We are a community, a precious fellowship of sisters and brothers in Christ. And we are a community not called to be separate from the world, but to be deeply planted where we are, in this place, in Brookhaven, behind Oglethorpe University, in Northeast Atlanta, with members from Chamblee, and Dunwoody, and Norcross, and Duluth. But above all, we are a community that belongs to the Lord, called out to be Christ’s disciples. And to understand what that calling is, we return and take our place with Peter and the twelve in our text from Mark.
And there we find that Jesus does not rebuke Peter in private, but he looks firmly at us, that we might understand what is at stake. If we truly seek to follow Christ, let us listen again to his words: we must deny ourselves and take up our cross and follow him.
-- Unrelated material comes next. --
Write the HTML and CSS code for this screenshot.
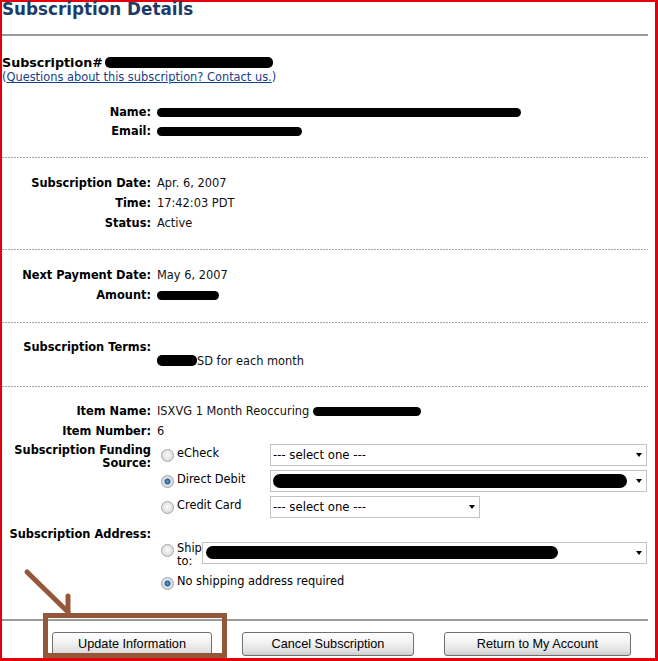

If we want to save our life, we will lose it. And if we are willing to lose our life for the sake of Christ and his gospel, then we will save it.
Friends, this is the way of the Church, the way of the Christian, the way of the name we were given at our common baptism. And as we continue this season of Lent, of our personal reflection and communal introspection, we stop to consider that precious vocation. Our calling as disciples is to be as those who deny ourselves, not as those who self-flagellate for the sake of pain, but to recognize that our gathering here is for the sake of our Lord and for the sake of the world which Christ loved and for whom Christ died and rose. We put aside the ways of humanity, and turn our minds to the things of God.
And our calling as disciples is to take up our cross. This is not merely some minor irritation, but a whole way of being.
Friends, this is our calling. And this is our name, Church. May we be forever changed.